I have spent the past two weeks trying to discredit Notre Dame as nothing more than a team who gets the benefit of the doubt from journalists who are still nostalgic for the team’s halcyon years¹. Upon closer inspection, the team is not just newspaper fluff. If they were at full health, I’d rank them as a serious contender. But, a part of me is still incredibly skeptical about their chances at the top four with a squad that seems to be made entirely of papier mâché. In two weeks, they play Clemson in Death Valley with another chance to prove that they are sustainable in their current form. Until then, I think Notre Dame is all set for a great season at 9-3.
OTHER LEFTOVER PARTY FAVORS
- Ohio State struggled MIGHTILY with Northern Illinois in a 20-13 squeaker. The high octane Ohio State offense was turnover ridden and was as sloppy as a plate of Skyline chili. The total offensive output for the Buckeyes was just shy of 300 yards with only two touchdowns to boot. In a repeat year, the name of the game is survive and advance but Ohio State looked like 2014 Florida State’s high wire act for four quarters.
- Georgia fans can breathe a little bit. They managed to beat the one wild card that always upends any expectations for their season in a 52-20 blowout. After a week of talk about Steve Spurrier’s last four wins out of five tries against the Bulldogs, people began to wonder aloud if this was just natural. Was Georgia fatally flawed against Spurrier even when they had a better team? This past weekend proved that they were not as Bulldog RB Nick Chubb rushed for 159 yards and two touchdowns through the Spurrier mystique. We have seen the SEC East become a game of Plinko in the past two years that has landed improbably in the Mizzou box. This year, Georgia looks like it can control the game with only a few pegs standing in the way.
- Clemson escaped Louisville in a dreadfully ugly 20-17 game at Papa John’s Stadium. DeShaun Watson threw two interceptions in the game; Watson only threw two interceptions in 2014. The Tigers were unbalanced and thrown off repeatedly due to injuries to starting RT Joe Gore and second string RT Jake Fruhmorgen that left the offensive line a little shaky. The game ultimately ended on a Clemson interception from a last second drive to the end zone by Louisville to put Bobby Petrino at 0-3. Dabo Swinney celebrated Clemson’s near-catastrophe by dancing as if he were on a Today Show segment.

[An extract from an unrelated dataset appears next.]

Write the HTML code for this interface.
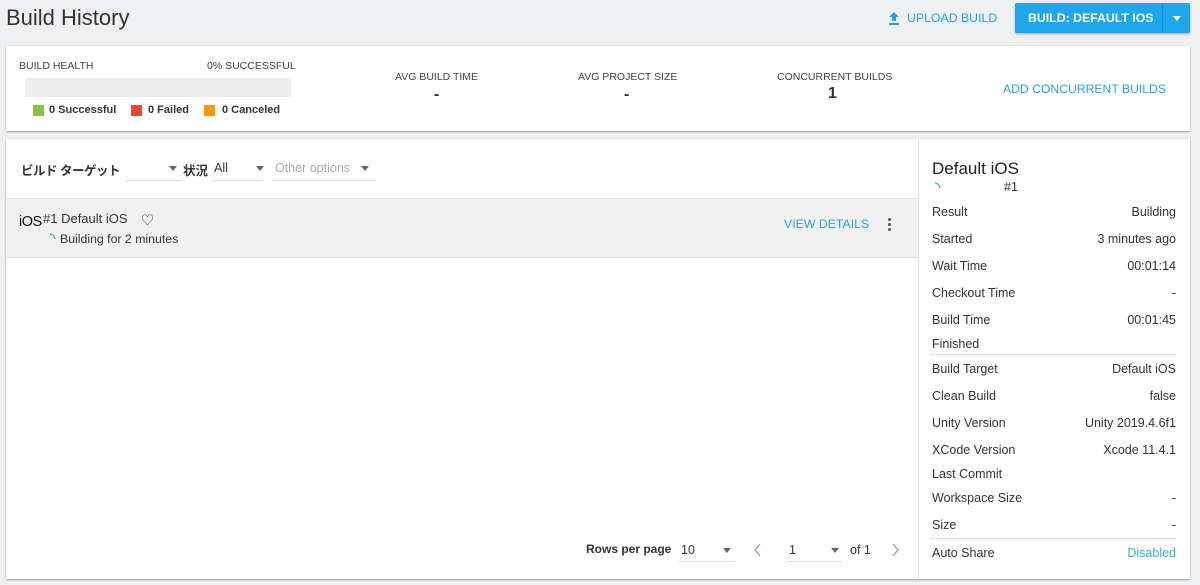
<!DOCTYPE html>
<html><head><meta charset="utf-8"><style>
*{margin:0;padding:0;box-sizing:border-box}
body{width:1200px;height:585px;background:#eff0f2;font-family:"Liberation Sans","Noto Sans CJK JP",sans-serif;color:#333;position:relative;overflow:hidden}
.a{position:absolute;white-space:nowrap}
.card{position:absolute;background:#fff;box-shadow:0 1px 2px rgba(0,0,0,.35)}
.lab{font-size:10.5px;color:#444}
.blue{color:#2d9fd8}
.k{font-size:12.5px;color:#333}
.v{font-size:12.5px;color:#333;right:24px}
.tri{display:inline-block;width:0;height:0;border-left:4px solid transparent;border-right:4px solid transparent;border-top:5px solid #666}
.ul{position:absolute;height:1px;background:#ddd}
</style></head><body>
<div class="a" style="left:6px;top:5px;font-size:22px;color:#333">Build History</div>
<svg class="a" style="left:887px;top:11px" width="14" height="14" viewBox="0 0 14 14"><path d="M7 1L2 6h3v4h4V6h3z M2 12h10v2H2z" fill="#2d9fd8"/></svg>
<div class="a blue" style="left:907px;top:11px;font-size:12.3px">UPLOAD BUILD</div>
<div class="a" style="left:1015px;top:3px;width:175px;height:30px;background:#1ea7ea;border-radius:2px;box-shadow:0 1px 2px rgba(0,0,0,.3)">
<div class="a" style="left:13px;top:8px;color:#fff;font-size:12.3px;font-weight:bold">BUILD: DEFAULT IOS</div>
<div class="a" style="left:147px;top:0;width:1px;height:30px;background:#1590cc"></div>
<div class="a" style="left:158px;top:13px;border-left:4px solid transparent;border-right:4px solid transparent;border-top:5px solid #fff"></div>
</div>

<div class="card" style="left:6px;top:46px;width:1184px;height:85px">
<div class="a lab" style="left:13px;top:14px">BUILD HEALTH</div>
<div class="a lab" style="left:201px;top:14px">0% SUCCESSFUL</div>
<div class="a" style="left:19px;top:32px;width:266px;height:19px;background:#eeeeee"></div>
<div class="a" style="left:27px;top:59px;width:11px;height:11px;background:#8bc34a"></div>
<div class="a" style="left:43px;top:58px;font-size:11px;font-weight:bold;color:#333">0 Successful</div>
<div class="a" style="left:125px;top:59px;width:11px;height:11px;background:#f44336"></div>
<div class="a" style="left:142px;top:58px;font-size:11px;font-weight:bold;color:#333">0 Failed</div>
<div class="a" style="left:198px;top:59px;width:11px;height:11px;background:#ff9800"></div>
<div class="a" style="left:216px;top:58px;font-size:11px;font-weight:bold;color:#333">0 Canceled</div>
<div class="a lab" style="left:389px;top:25px">AVG BUILD TIME</div>
<div class="a" style="left:428px;top:40px;font-size:16px;font-weight:bold">-</div>
<div class="a lab" style="left:572px;top:25px">AVG PROJECT SIZE</div>
<div class="a" style="left:618px;top:40px;font-size:16px;font-weight:bold">-</div>
<div class="a lab" style="left:771px;top:25px">CONCURRENT BUILDS</div>
<div class="a" style="left:822px;top:39px;font-size:16px;font-weight:bold">1</div>
<div class="a blue" style="left:997px;top:36px;font-size:12.2px">ADD CONCURRENT BUILDS</div>
</div>

<div class="card" style="left:6px;top:139px;width:1184px;height:440px">
<div class="a" style="left:15px;top:21px;font-size:12.5px;font-weight:bold;color:#333;letter-spacing:-0.5px">ビルド ターゲット</div>
<div class="ul" style="left:119px;top:41px;width:56px"></div><div class="a tri" style="left:163px;top:27px"></div>
<div class="a" style="left:177px;top:21px;font-size:12.5px;font-weight:bold">状況</div>
<div class="a" style="left:208px;top:22px;font-size:12.5px">All</div>
<div class="ul" style="left:206px;top:41px;width:50px"></div><div class="a tri" style="left:250px;top:27px"></div>
<div class="a" style="left:269px;top:22px;font-size:12.5px;color:#aaa">Other options</div>
<div class="ul" style="left:266px;top:41px;width:104px"></div><div class="a tri" style="left:355px;top:27px"></div>
<div class="a" style="left:0;top:59px;width:912px;height:60px;background:#f1f1f1;border-top:1px solid #e4e4e4;border-bottom:1px solid #e0e0e0"></div>
<div class="a" style="left:13px;top:75px;font-size:14.5px;color:#111;letter-spacing:-0.5px">iOS</div>
<div class="a" style="left:37px;top:72px;font-size:13px;color:#333">#1 Default iOS</div>
<div class="a" style="left:135px;top:71px;font-size:13px;color:#555">♡</div>
<svg class="a" style="left:42px;top:94px" width="10" height="10"><path d="M2 1A6 6 0 0 1 7 6" stroke="#2d9fd8" stroke-width="1.3" fill="none"/></svg>
<div class="a" style="left:54px;top:93px;font-size:12.3px">Building for 2 minutes</div>
<div class="a blue" style="left:778px;top:78px;font-size:12.3px">VIEW DETAILS</div>
<div class="a" style="left:882px;top:79px;width:3px;height:3px;background:#555;border-radius:50%;box-shadow:0 5px 0 #555,0 10px 0 #555"></div>
<div class="a" style="left:580px;top:403px;font-size:12px;font-weight:bold">Rows per page</div>
<div class="a" style="left:675px;top:404px;font-size:12.5px">10</div>
<div class="ul" style="left:673px;top:422px;width:56px"></div><div class="a tri" style="left:717px;top:409px"></div>
<svg class="a" style="left:748px;top:404px" width="8" height="14"><path d="M6 1L1 7l5 6" stroke="#999" stroke-width="1.2" fill="none"/></svg>
<div class="a" style="left:783px;top:404px;font-size:12.5px">1</div>
<div class="ul" style="left:781px;top:422px;width:56px"></div><div class="a tri" style="left:825px;top:409px"></div>
<div class="a" style="left:844px;top:404px;font-size:12.5px">of 1</div>
<svg class="a" style="left:885px;top:404px" width="8" height="14"><path d="M2 1l5 6-5 6" stroke="#999" stroke-width="1.2" fill="none"/></svg>
<div class="a" style="left:912px;top:0;width:1px;height:440px;background:#e6e6e6"></div>
</div>

<div class="a" style="left:932px;top:159px;font-size:17px;color:#222">Default iOS</div>
<svg class="a" style="left:933px;top:182px" width="10" height="10"><path d="M2 1A6 6 0 0 1 7 6" stroke="#2d9fd8" stroke-width="1.3" fill="none"/></svg>
<div class="a" style="left:1004px;top:180px;font-size:12.5px">#1</div>
<div class="a k" style="left:932px;top:205px">Result</div><div class="a v" style="top:205px">Building</div>
<div class="a k" style="left:932px;top:232px">Started</div><div class="a v" style="top:232px">3 minutes ago</div>
<div class="a k" style="left:932px;top:259px">Wait Time</div><div class="a v" style="top:259px">00:01:14</div>
<div class="a k" style="left:932px;top:286px">Checkout Time</div><div class="a v" style="top:286px">-</div>
<div class="a k" style="left:932px;top:313px">Build Time</div><div class="a v" style="top:313px">00:01:45</div>
<div class="a k" style="left:932px;top:337px">Finished</div>
<div class="a" style="left:930px;top:354px;width:246px;height:1px;background:#e0e0e0"></div>
<div class="a k" style="left:932px;top:362px">Build Target</div><div class="a v" style="top:362px">Default iOS</div>
<div class="a k" style="left:932px;top:389px">Clean Build</div><div class="a v" style="top:389px">false</div>
<div class="a k" style="left:932px;top:416px">Unity Version</div><div class="a v" style="top:416px">Unity 2019.4.6f1</div>
<div class="a k" style="left:932px;top:443px">XCode Version</div><div class="a v" style="top:443px">Xcode 11.4.1</div>
<div class="a k" style="left:932px;top:467px">Last Commit</div>
<div class="a k" style="left:932px;top:491px">Workspace Size</div><div class="a v" style="top:491px">-</div>
<div class="a k" style="left:932px;top:518px">Size</div><div class="a v" style="top:518px">-</div>
<div class="a" style="left:930px;top:538px;width:246px;height:1px;background:#e0e0e0"></div>
<div class="a k" style="left:932px;top:546px">Auto Share</div><div class="a v" style="top:546px;color:#3fb3c4">Disabled</div>
</body></html>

- Missouri almost lost to Connecticut but didn’t in a 9-6 pass, punt and kick contest. Their win means they will not be champions of the SEC East this year.
- UCLA’s winning streak with frosh QB Josh Rosen was almost snapped by BYU after Rosen posted three interceptions. Yet, the tables were turned and the Cougars ended up on the receiving end of a final comeback that was fueled by Rosen and RB Paul Perkins. The Bruins were able to put BYU away and advance with a 24-23 victory. This game was evidence that freshmen – no matter their potential – are always prone to mistakes.
- Patrick Mahomes threw for 243 yards, a touchdown and two interceptions in a 35-24 shootout between Texas Tech and Arkansas. He also ran for two more touchdowns to lift the Red Raiders past Arkansas’ heavy cosmic tragedy. The final drive by the Razorbacks ended when prolific RB Alex Collins was stripped by Jah’Shawn Johnson to end the game. In the post game press conference, Texas Tech head coach Kliff Kingsbury had plenty to say about Bret Bielema’s brash comments regarding the air raid. We shall now anoint Kingsbury as the Clapback King.
- Texas is a complete and utter mess. After firing AD Steve Patterson earlier in the week, the Longhorns missed a PAT to tie with the California Golden Bears. Charlie Strong’s team is now 1-2 and conference play begins next week at Darrell K. Royal Stadium against the shruggie emoji known as Oklahoma State.
¹Notre Dame still receives their fair amount of fawning from major media outlets in the Midwest and the Northeast. But, this year the early season hype is actually warranted.